Que hay calles que matan es un hecho evidente. Hace unos días murió un hombre de color como resultado de ello, al menos la policía de Arrecife (Lanzarote) afirma que «a Antonio Fonseca lo mató el retrovisor de un coche aparcado en la calle».


Aquel día, el negro Fonseca, paseaba tranquilamente por la calle De La Igualdad cuando fue reducido por las fuerzas del orden. Lejos de amedrantarse ante lo significativo de aquella calle, la policía lo metió en un portal y se produjo una refriega de la que no tenemos conocimiento. Fonseca -suponemos- trataría de explicarse; argumentaría que él era un ciudadano con residencia legal en España, sacaría a relucir la Carta Magna, la Declaración de los Derechos del Hombre y todas las demás igualdades que nos asisten en un Estado democrático. Pero al parecer Fonseca no resultó convincente y por eso al zafarse de los guardias huyó calle abajo. Acosado por sus captores tuvo la mala fortuna de iniciar la huida por la calle De la Porra. Sin duda, aquel no era un buen sitio para huir estando bajo la amenazadora sombra de los agentes y del peso de aquella inquietante calle. Por eso Fonseca decidió recortar su carrera y desandar de nuevo los pasos. Un hombre como él, acostumbrado a dar explicaciones hasta por su sola presencia en el mundo, estaba mejor dotado que sus perseguidores, así que reinició la huida por la calle De La Igualdad. Pero evidentemente Fonseca nunca fue un hombre afortunado, porque al llegar a la Avenida de lo que él creía era la Gran Avenida de la Libertad, giró a la izquierda en una vieja y angosta calle: la Del 18 de Julio. No sabemos lo que le hubiera deparado el futuro si al llegar a esa calle hubiera girado a la derecha, pero en su alocada carrera Fonseca, agobiado, exhausto e imprudente tuvo la osadía de girar a la izquierda en aquel oscuro callejón del pasado. Si al menos el hostigamiento hubiera tenido lugar en París, durante el 18 del Brumario, tal vez hubiera tenido alguna oportunidad, pero no, sucedió en Canarias, en verano, casi al final del segundo milenio, durante la mayor oleada de inmigrantes registrada en la Historia, en la calle Del 18 de Julio. Era, por tanto, éste, un final previsible.

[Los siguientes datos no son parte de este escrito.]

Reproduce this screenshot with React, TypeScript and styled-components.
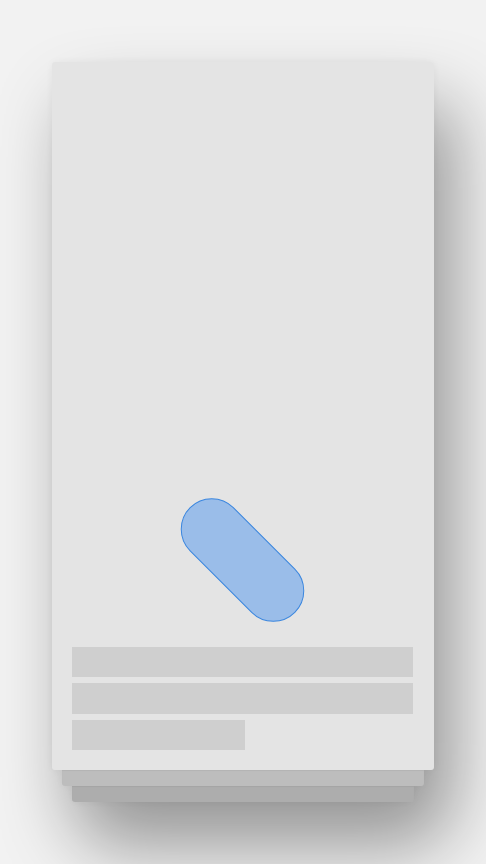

¡Si hubiera girado a la derecha! Si hubiera girado a la derecha hubiera llegado a la Avenida de José Antonio, donde hubiese encontrado por fin el orden restablecido, y en todo caso, un poco más adelante, girando de nuevo a la derecha, hubiera podido contemplar a las marciales huestes del coronel Bens desfilando por su calle. Sólo entonces hubiera comprendido porqué a veces no hay placas en los cruces de caminos.